The appeal was therefore only partially allowed. The court declined to uphold a full monthly maintenance order in the form sought by the Wife, but it did intervene on the accommodation question and made a targeted order for rent. The judgment is significant for its treatment of interim maintenance where one spouse has access to substantial joint funds, and for its confirmation that maintenance includes accommodation even where the broader maintenance claim is not made out in full. (Para 20) (Para 21)
How did the parties’ separation and the $282,000 withdrawal shape the maintenance dispute?

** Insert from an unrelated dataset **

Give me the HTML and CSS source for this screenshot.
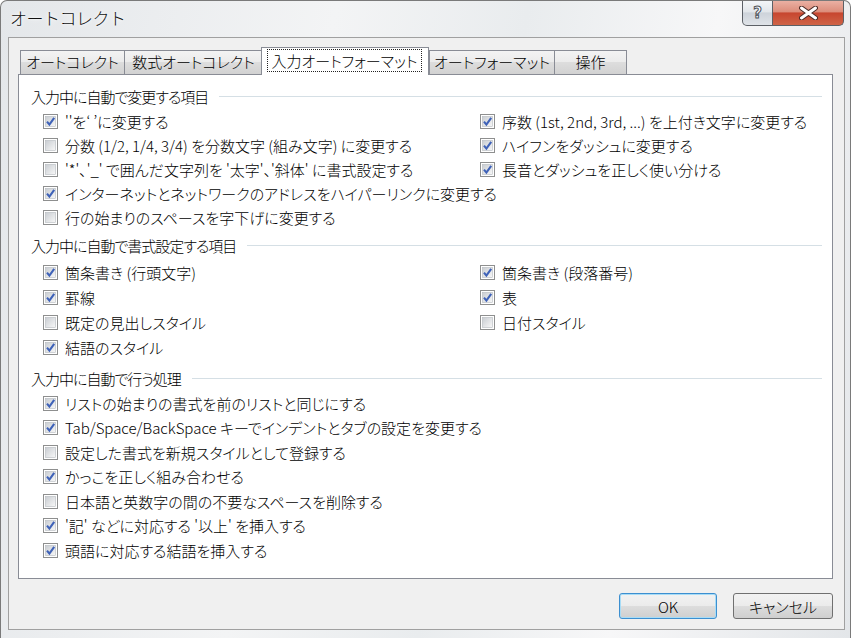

The factual background was central to the court’s analysis. The parties were married on 4 June 2011, and on 24 July 2020 the Wife left the matrimonial home with the parties’ two children, who were 6 and 5 years old that year. A few days later, the Wife’s solicitors informed the Husband that she had withdrawn $282,000 from the parties’ joint account and had undertaken not to dissipate that sum pending further discussion on how to move things forward. (Para 1)
"The appellant (the “Husband”) and the respondent (the “Wife”) were married on 4 June 2011. On 24 July 2020, the Wife left the matrimonial home with the parties’ two children (who are 6 and 5 years old this year)." — Per Debbie Ong J, Para 1
The chronology then moved quickly into litigation. The Husband filed for divorce on 4 September 2020, and interim judgment of divorce was granted on 19 March 2021. The appeal therefore arose in the context of a marriage already in dissolution, with interim maintenance being sought while the parties’ financial positions and living arrangements remained contested. (Para 2)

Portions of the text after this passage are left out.